● TASK PROMPT: Repeat the listing word for word. No pictures belong in the copy.

● AVAILABLE DATA:
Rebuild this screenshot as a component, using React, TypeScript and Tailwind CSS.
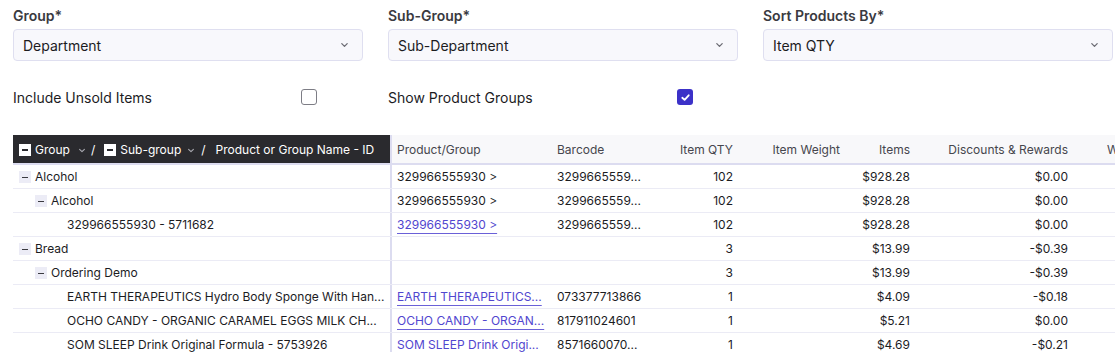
import React from "react";

type Row = {
  level: number;
  name: string;
  group?: boolean;
  product?: string;
  link?: boolean;
  barcode?: string;
  qty: string;
  items: string;
  disc: string;
};

const rows: Row[] = [
  { level: 0, name: "Alcohol", group: true, product: "329966555930 >", barcode: "3299665559...", qty: "102", items: "$928.28", disc: "$0.00" },
  { level: 1, name: "Alcohol", group: true, product: "329966555930 >", barcode: "3299665559...", qty: "102", items: "$928.28", disc: "$0.00" },
  { level: 2, name: "329966555930 - 5711682", product: "329966555930 >", link: true, barcode: "3299665559...", qty: "102", items: "$928.28", disc: "$0.00" },
  { level: 0, name: "Bread", group: true, qty: "3", items: "$13.99", disc: "-$0.39" },
  { level: 1, name: "Ordering Demo", group: true, qty: "3", items: "$13.99", disc: "-$0.39" },
  { level: 2, name: "EARTH THERAPEUTICS Hydro Body Sponge With Han...", product: "EARTH THERAPEUTICS...", link: true, barcode: "073377713866", qty: "1", items: "$4.09", disc: "-$0.18" },
  { level: 2, name: "OCHO CANDY - ORGANIC CARAMEL EGGS MILK CH...", product: "OCHO CANDY - ORGAN...", link: true, barcode: "817911024601", qty: "1", items: "$5.21", disc: "$0.00" },
  { level: 2, name: "SOM SLEEP Drink Original Formula - 5753926", product: "SOM SLEEP Drink Origi...", link: true, barcode: "8571660070...", qty: "1", items: "$4.69", disc: "-$0.21" },
];

function Chevron({ className }: { className?: string }) {
  return (
    <svg viewBox="0 0 10 6" className={className} fill="none" stroke="currentColor" strokeWidth="1.4" strokeLinecap="round" strokeLinejoin="round">
      <path d="M2 1.5 L5 4.5 L8 1.5" />
    </svg>
  );
}

function SelectBox({ label, value }: { label: string; value: string }) {
  return (
    <div className="flex flex-col">
      <label className="text-[14px] leading-5 font-semibold text-[#3a3a3f]">{label}</label>
      <div className="mt-[3px] h-8 flex items-center justify-between rounded-[4px] border border-[#dfdff0] bg-[#f8f8fc] pl-[9px] pr-[13px]">
        <span className="text-[14px] text-[#1c1c1f]">{value}</span>
        <Chevron className="w-[9px] h-[6px] text-[#6b6b73]" />
      </div>
    </div>
  );
}

function Check({ checked }: { checked?: boolean }) {
  if (checked) {
    return (
      <div className="w-4 h-4 rounded-[3px] bg-[#3c31c8] flex items-center justify-center">
        <svg viewBox="0 0 12 12" className="w-[11px] h-[11px]" fill="none" stroke="white" strokeWidth="2" strokeLinecap="round" strokeLinejoin="round">
          <path d="M2.5 6.3 L5 8.6 L9.5 3.6" />
        </svg>
      </div>
    );
  }
  return <div className="w-4 h-4 rounded-[3px] border border-[#7d7d85] bg-white" />;
}

function MinusBox({ dark }: { dark?: boolean }) {
  return (
    <span className={`w-3 h-3 flex items-center justify-center shrink-0 ${dark ? "bg-white" : "bg-[#ececf6]"}`}>
      <span className={`w-[6px] ${dark ? "h-[2px] bg-[#2a2a2e]" : "h-[1px] bg-[#3a3a40]"}`} />
    </span>
  );
}

export default function App() {
  return (
    <div className="w-[1115px] h-[352px] overflow-hidden bg-white pt-[6px] font-['Inter',sans-serif] text-[#1c1c1f]">
      <div className="px-[13px] grid grid-cols-[350px_350px_350px] gap-x-[25px]">
        <SelectBox label="Group*" value="Department" />
        <SelectBox label="Sub-Group*" value="Sub-Department" />
        <SelectBox label="Sort Products By*" value="Item QTY" />
      </div>

      <div className="mt-[24px] px-[13px] grid grid-cols-[350px_350px] gap-x-[25px]">
        <div className="flex items-center h-6">
          <span className="w-[288px] text-[14px] text-[#1c1c1f]">Include Unsold Items</span>
          <Check />
        </div>
        <div className="flex items-center h-6">
          <span className="w-[289px] text-[14px] text-[#1c1c1f]">Show Product Groups</span>
          <Check checked />
        </div>
      </div>

      <div className="ml-[13px] mt-[26px] overflow-hidden text-[12px] whitespace-nowrap">
        <div className="w-[1300px]">
          {/* header */}
          <div className="flex h-[30px] border-b-2 border-[#dcdcf0]">
            <div className="w-[377px] shrink-0 bg-[#2a2a2e] text-white flex items-center pl-[6px] pt-[2px]">
              <MinusBox dark />
              <span className="ml-1">Group</span>
              <Chevron className="ml-[8px] w-[8px] h-[5px] text-[#a8a8b0]" />
              <span className="ml-[5px]">/</span>
              <span className="ml-[9px]"><MinusBox dark /></span>
              <span className="ml-1">Sub-group</span>
              <Chevron className="ml-[6px] w-[8px] h-[5px] text-[#a8a8b0]" />
              <span className="ml-[6px]">/</span>
              <span className="ml-[10px]">Product or Group Name - ID</span>
            </div>
            <div className="w-[2px] shrink-0 bg-[#dcdcf0]" />
            <div className="flex bg-[#f8f8fa] text-[#46464d] items-center pt-[2px]">
              <div className="w-[159px] pl-[5px]">Product/Group</div>
              <div className="w-[100px] pl-[6px]">Barcode</div>
              <div className="w-[90px] pr-2 text-right">Item QTY</div>
              <div className="w-[107px] pr-2 text-right">Item Weight</div>
              <div className="w-[70px] pr-2 text-right">Items</div>
              <div className="w-[158px] pr-2 text-right">Discounts &amp; Rewards</div>
              <div className="w-[131px] pl-[31px]">Wholesale Cost</div>
            </div>
          </div>

          {rows.map((r, i) => (
            <div key={i} className="flex h-[24px] border-b border-[#ebebf5]">
              <div className="w-[377px] shrink-0 flex items-center pl-[6px] pt-[1px]">
                <span style={{ width: r.level * 16 }} className="shrink-0" />
                {r.group ? <MinusBox /> : <span className="w-3 shrink-0" />}
                <span className="ml-1">{r.name}</span>
              </div>
              <div className="w-[2px] shrink-0 bg-[#dcdcf0]" />
              <div className="flex items-center pt-[1px]">
                <div className="w-[159px] pl-[5px] pr-[6px]">
                  {r.product && (
                    <span className={r.link ? "text-[#5146cf] underline underline-offset-[4px] decoration-[#6a60d8]" : ""}>{r.product}</span>
                  )}
                </div>
                <div className="w-[100px] pl-[6px]">{r.barcode}</div>
                <div className="w-[90px] pr-2 text-right">{r.qty}</div>
                <div className="w-[107px] pr-2 text-right" />
                <div className="w-[70px] pr-2 text-right">{r.items}</div>
                <div className="w-[158px] pr-2 text-right">{r.disc}</div>
                <div className="w-[131px] pr-2 text-right">$0.00</div>
              </div>
            </div>
          ))}
        </div>
      </div>
    </div>
  );
}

● CORRECT ANSWER:
Rebuild this screenshot as a component, using React, TypeScript and Tailwind CSS.
import React from "react";

type Row = {
  level: number;
  name: string;
  group?: boolean;
  product?: string;
  link?: boolean;
  barcode?: string;
  qty: string;
  items: string;
  disc: string;
};

const rows: Row[] = [
  { level: 0, name: "Alcohol", group: true, product: "329966555930 >", barcode: "3299665559...", qty: "102", items: "$928.28", disc: "$0.00" },
  { level: 1, name: "Alcohol", group: true, product: "329966555930 >", barcode: "3299665559...", qty: "102", items: "$928.28", disc: "$0.00" },
  { level: 2, name: "329966555930 - 5711682", product: "329966555930 >", link: true, barcode: "3299665559...", qty: "102", items: "$928.28", disc: "$0.00" },
  { level: 0, name: "Bread", group: true, qty: "3", items: "$13.99", disc: "-$0.39" },
  { level: 1, name: "Ordering Demo", group: true, qty: "3", items: "$13.99", disc: "-$0.39" },
  { level: 2, name: "EARTH THERAPEUTICS Hydro Body Sponge With Han...", product: "EARTH THERAPEUTICS...", link: true, barcode: "073377713866", qty: "1", items: "$4.09", disc: "-$0.18" },
  { level: 2, name: "OCHO CANDY - ORGANIC CARAMEL EGGS MILK CH...", product: "OCHO CANDY - ORGAN...", link: true, barcode: "817911024601", qty: "1", items: "$5.21", disc: "$0.00" },
  { level: 2, name: "SOM SLEEP Drink Original Formula - 5753926", product: "SOM SLEEP Drink Origi...", link: true, barcode: "8571660070...", qty: "1", items: "$4.69", disc: "-$0.21" },
];

function Chevron({ className }: { className?: string }) {
  return (
    <svg viewBox="0 0 10 6" className={className} fill="none" stroke="currentColor" strokeWidth="1.4" strokeLinecap="round" strokeLinejoin="round">
      <path d="M2 1.5 L5 4.5 L8 1.5" />
    </svg>
  );
}

function SelectBox({ label, value }: { label: string; value: string }) {
  return (
    <div className="flex flex-col">
      <label className="text-[14px] leading-5 font-semibold text-[#3a3a3f]">{label}</label>
      <div className="mt-[3px] h-8 flex items-center justify-between rounded-[4px] border border-[#dfdff0] bg-[#f8f8fc] pl-[9px] pr-[13px]">
        <span className="text-[14px] text-[#1c1c1f]">{value}</span>
        <Chevron className="w-[9px] h-[6px] text-[#6b6b73]" />
      </div>
    </div>
  );
}

function Check({ checked }: { checked?: boolean }) {
  if (checked) {
    return (
      <div className="w-4 h-4 rounded-[3px] bg-[#3c31c8] flex items-center justify-center">
        <svg viewBox="0 0 12 12" className="w-[11px] h-[11px]" fill="none" stroke="white" strokeWidth="2" strokeLinecap="round" strokeLinejoin="round">
          <path d="M2.5 6.3 L5 8.6 L9.5 3.6" />
        </svg>
      </div>
    );
  }
  return <div className="w-4 h-4 rounded-[3px] border border-[#7d7d85] bg-white" />;
}

function MinusBox({ dark }: { dark?: boolean }) {
  return (
    <span className={`w-3 h-3 flex items-center justify-center shrink-0 ${dark ? "bg-white" : "bg-[#ececf6]"}`}>
      <span className={`w-[6px] ${dark ? "h-[2px] bg-[#2a2a2e]" : "h-[1px] bg-[#3a3a40]"}`} />
    </span>
  );
}

export default function App() {
  return (
    <div className="w-[1115px] h-[352px] overflow-hidden bg-white pt-[6px] font-['Inter',sans-serif] text-[#1c1c1f]">
      <div className="px-[13px] grid grid-cols-[350px_350px_350px] gap-x-[25px]">
        <SelectBox label="Group*" value="Department" />
        <SelectBox label="Sub-Group*" value="Sub-Department" />
        <SelectBox label="Sort Products By*" value="Item QTY" />
      </div>

      <div className="mt-[24px] px-[13px] grid grid-cols-[350px_350px] gap-x-[25px]">
        <div className="flex items-center h-6">
          <span className="w-[288px] text-[14px] text-[#1c1c1f]">Include Unsold Items</span>
          <Check />
        </div>
        <div className="flex items-center h-6">
          <span className="w-[289px] text-[14px] text-[#1c1c1f]">Show Product Groups</span>
          <Check checked />
        </div>
      </div>

      <div className="ml-[13px] mt-[26px] overflow-hidden text-[12px] whitespace-nowrap">
        <div className="w-[1300px]">
          {/* header */}
          <div className="flex h-[30px] border-b-2 border-[#dcdcf0]">
            <div className="w-[377px] shrink-0 bg-[#2a2a2e] text-white flex items-center pl-[6px] pt-[2px]">
              <MinusBox dark />
              <span className="ml-1">Group</span>
              <Chevron className="ml-[8px] w-[8px] h-[5px] text-[#a8a8b0]" />
              <span className="ml-[5px]">/</span>
              <span className="ml-[9px]"><MinusBox dark /></span>
              <span className="ml-1">Sub-group</span>
              <Chevron className="ml-[6px] w-[8px] h-[5px] text-[#a8a8b0]" />
              <span className="ml-[6px]">/</span>
              <span className="ml-[10px]">Product or Group Name - ID</span>
            </div>
            <div className="w-[2px] shrink-0 bg-[#dcdcf0]" />
            <div className="flex bg-[#f8f8fa] text-[#46464d] items-center pt-[2px]">
              <div className="w-[159px] pl-[5px]">Product/Group</div>
              <div className="w-[100px] pl-[6px]">Barcode</div>
              <div className="w-[90px] pr-2 text-right">Item QTY</div>
              <div className="w-[107px] pr-2 text-right">Item Weight</div>
              <div className="w-[70px] pr-2 text-right">Items</div>
              <div className="w-[158px] pr-2 text-right">Discounts &amp; Rewards</div>
              <div className="w-[131px] pl-[31px]">Wholesale Cost</div>
            </div>
          </div>

          {rows.map((r, i) => (
            <div key={i} className="flex h-[24px] border-b border-[#ebebf5]">
              <div className="w-[377px] shrink-0 flex items-center pl-[6px] pt-[1px]">
                <span style={{ width: r.level * 16 }} className="shrink-0" />
                {r.group ? <MinusBox /> : <span className="w-3 shrink-0" />}
                <span className="ml-1">{r.name}</span>
              </div>
              <div className="w-[2px] shrink-0 bg-[#dcdcf0]" />
              <div className="flex items-center pt-[1px]">
                <div className="w-[159px] pl-[5px] pr-[6px]">
                  {r.product && (
                    <span className={r.link ? "text-[#5146cf] underline underline-offset-[4px] decoration-[#6a60d8]" : ""}>{r.product}</span>
                  )}
                </div>
                <div className="w-[100px] pl-[6px]">{r.barcode}</div>
                <div className="w-[90px] pr-2 text-right">{r.qty}</div>
                <div className="w-[107px] pr-2 text-right" />
                <div className="w-[70px] pr-2 text-right">{r.items}</div>
                <div className="w-[158px] pr-2 text-right">{r.disc}</div>
                <div className="w-[131px] pr-2 text-right">$0.00</div>
              </div>
            </div>
          ))}
        </div>
      </div>
    </div>
  );
}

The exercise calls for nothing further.